The screen is one of the most important aspects to a digital creative professional and the one found in the Zbook X2 G4 is definitely more than enough. It’s a 4K panel that gets plenty bright at 300 nits with a matte finish and a Wacom EMR layer. All of these makes it a pleasant screen to work long hours on without burning through your cornea.
The bezels are unapologetically huge. It houses a few extra drawing-related quick access buttons on the side of the 14-inch screen. They’re optimized for Adobe applications but can easily be re-mapped for others.
More than anything, it's the colour accuracy that's most impressive about the screen. It supports 100% of Adobe RGB on a 10 bit-per-pixel panel. HP calls it the Dream Color display. The truth is, the name is probably counterproductive because it doesn’t give photos and videos a dream-like quality to it. Instead, it presents us with the most accurate representations of the real physical world in pixel form.

I/O That Could Host All Your Peripherals

There’s a wealth of options when it comes to ports on the Zbook X2 G4. On the right side of the device, there are two Thunderbolt 3 equipped USB-C ports, 1 USB-A port, an SD card slot, and a full-sized HDMI port. On the left side are the volume rocker, 3.5mm headphone jack, and a lock slot. All of this help ensure that you can plug in all your peripherals without the need to bring an extra dongle or USB Hub.
The keyboard that it’s bundled with also enjoys the same sturdiness and durability as the tablet. It’s a Bluetooth connected device that enables you to use it even when it’s not physically attached to the tablet. This is an especially great attribute for artists as they can draw on the screen without the keyboard being on the way yet still have access to keyboard shortcuts that they’re so comfortable using. Key travel is great especially considering the 1-inch think cover. The keys are adequately sized to prevent mistypes. For some models, the keyboard cover also houses a dedicated GPU.
The stylus pen also comes in the box for the Zbook X2 G4. What’s great about it is that it doesn’t need a battery. Yet, it’s just as capable as others that are actively powered. It supports 4096 levels of pressure which would definitely please the creative professionals that it was designed for.
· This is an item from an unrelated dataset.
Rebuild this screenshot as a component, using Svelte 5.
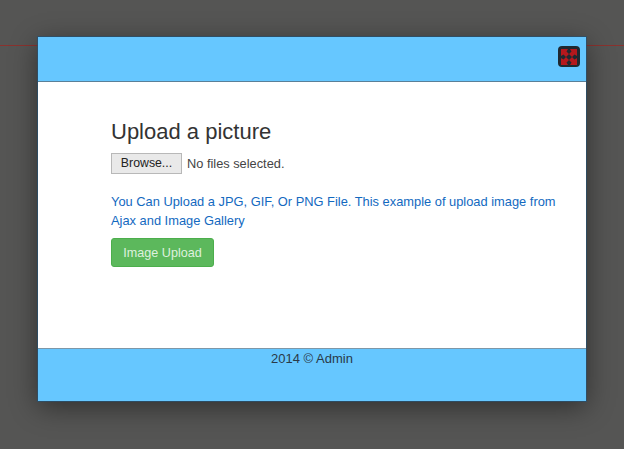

There’s not much a professional-grade hardware can do if it doesn’t have the horsepower needed to run programs that professionals are using. This is why the Zbook X2 G4 is equipped only with i7 chips. If you're trying to save money, your only option is to go for last year's dual-core i7 chips. For the most expensive option, you can buy the 8th generation quad-core i7 chips. The variance across the 6 options are at RAM which ranges from 8GB to 32GB and storage which ranges from 256GB to 1TB SSD. There are no i5 or i3 options for this high-performance machine.
Having such powerful processors make the battery suffer a little bit. For a supposedly mobile device, it lasts for just over 4 hours on web browsing. If you test it out with the professional applications that it's designed for, you can expect that number to be effectively halved.
For reference, the cheapest one costs $2,849 which is, to some, is a small investment account. It could go all the way up to $5,037 for the highest specced model but that one has a much more powerful Nvidia Quadro GPU. This essentially quickens the render time for your creative edits.

UX That Only a Few Would Absolutely Love

It’s the ideal product for a few people who truly need it. It’s like a creatives’ dream machine materialized. HP truly had creative professionals in mind from concept to finished product with the Zbook X2 G4.
But for the rest of us, there are plenty of extras that just aren’t worth it for the general user. It’s too heavy, too battery hungry, and too expensive for most of us mere mortals. Even for professional artists, this might even still be an aspirational product rather than a necessary investment. There are just too many cheaper, but not necessarily less premium, similar products out there that an artist could settle for.